One of my favorites was the Tropenmuseum, an ethnographic museum with exhibits on fashion and ones that consider the frequently strained relationship between Holland and its former colonies, Suriname and the Antilles. I also visited the NEMO Science Museum (with phenomenal views of the city from its rooftop deck), the Hermitage Amsterdam, the Portuguese Synagogue, and Museum Willet-Holthuysen (showcasing an 1800s canal house).
This past weekend, we had an overnight excursion in Belgium. In Antwerp, we visited the Plantin-Moretus Museum, a printing museum, and the House of Literature, which commemorates Dutch writers throughout history. In Ghent, we visited the Ghent City Museum, covering Ghent’s development from a medieval city to a modern, multilingual cultural center. Of these museums, the Plantin-Moretus Museum was particularly interesting–Christophe Plantin and his son-in-law Jan Moretus were influential figures in the history of printing that we don’t hear much about in the United States. The family was wealthy enough to own a huge property in Antwerp that housed both the printing business and their living quarters, and you get to see a little of both in the museum. The cities, too, were fantastic, with some of the most picturesque architecture, and I must say that Belgium’s food was on point. The chocolate was phenomenal, of course, but all of the food was so flavorful. In Antwerp, we even ate in Medieval-style dungeon!
Today we were in Utrecht, where we visited the Centraal Museum and took a walking tour of the city. The Centraal Museum was particularly crowded because of a special exhibit showcasing some of the collection of Dutch clothing designer Jan Taminiau. Utrecht’s pride is their Domtoren, a 14th century bell tower that is the tallest in the Netherlands. Opposite the Domtoren is the Cathedral of St. Martin. Both of these iconic structures lie within the Domplein Square, which is also the biggest Medieval city square in the Netherlands. Another unique feature of Utrecht is their canal system. They have comparably fewer canals than most other cities in the Netherlands (just three), but wealthy families who owned the canal houses many years ago built basement tunnels next to the canals to more easily move goods from canal boats into their homes. Today, many of those basement tunnels have been transformed into cafes and restaurants that allow you to relax canalside.
Only a few days are left of the course: I can’t believe how fast it’s gone, and how much we’ve managed to squeeze into these last ten days!
I can’t believe how fast these past two weeks have gone! We had our last group lunch right next to the zoo, and our last group dinner on Saturday at Cafe Restaurant Dauphine, a converted garage. I’m writing this, my final blog post, on a train headed from Brussels to Frankfurt. My travels in Europe continue for one last week, but the course (along with my time in Amsterdam) is now complete.
A highlight of our final days was a discussion with Dr. Annette de Groot, Emerita Professor of Experimental Psycholinguistics at Universiteit van Amsterdam. She talked with us about her research on the cognitive impacts of multilingualism, specifically the expanded perspectives and conceptual knowledge one gains.

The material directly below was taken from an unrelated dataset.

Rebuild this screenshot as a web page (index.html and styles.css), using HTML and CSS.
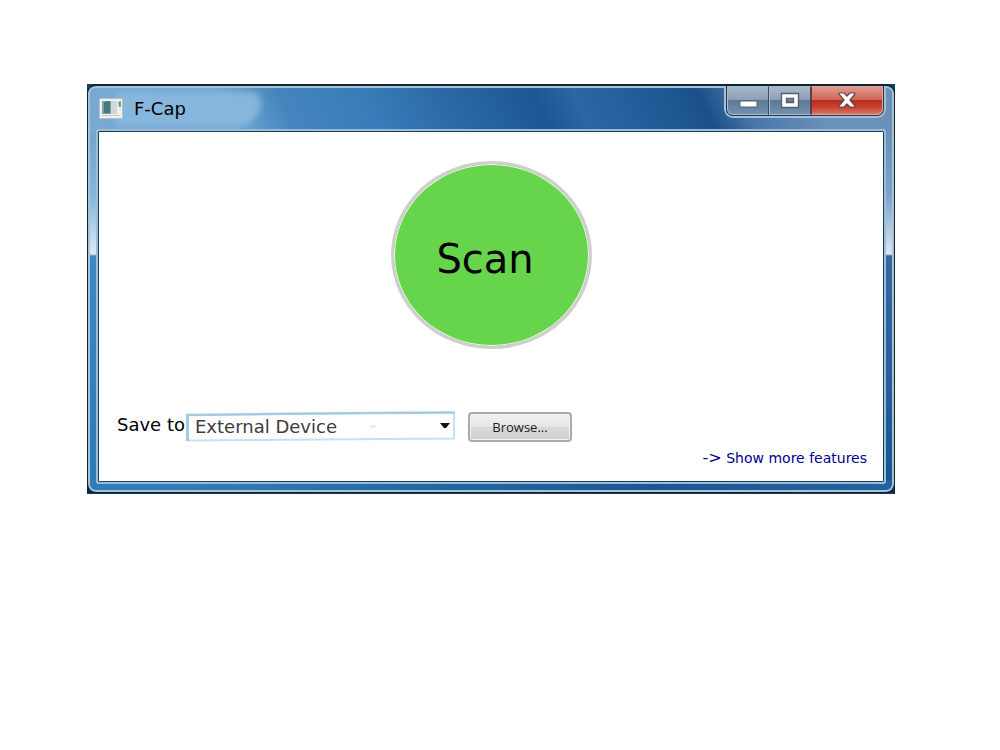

We also had a fascinating discussion about the decision an increasing number of international universities are making, including several in the Netherlands, to designate English as a lingua franca as the primary language of instruction. Dr. de Groot has a wealth of knowledge and a balanced, realistic perspective that aligned well with what we’ve been learning thus far in the course. She also helped us think more critically about the wider impacts of the expansion of English around the globe.
Looking back at my now complete Amsterdam adventure, what comes to mind were those words we used to describe our first impressions of the city, words like “energy,” “chill,” “cultured,” “bold,” and “dope.” Amsterdam lived up to it all. The city was welcoming and easy to navigate, and we got to experience a multilingual city in action. For us, that meant readily accepting the advantage of our English knowledge, but also witnessing the friction and destabilization that encroaching English can create for other native languages.
Those of us in the course came from a wide collection of disciplines: myself, a PhD, and my classmates from linguistics, communications and mathematics, global studies, public health, ESOL, information technology. Regardless, I think we all found something uniquely valuable in this trip. Each of us grew, at least a little bit. We found new directions, new goals, new friends, perhaps even a new appreciation for comfy footwear. What I will take back with me is an even greater sense of respect for multilingualism, coupled with a healthy side of humility regarding my own monolingualism.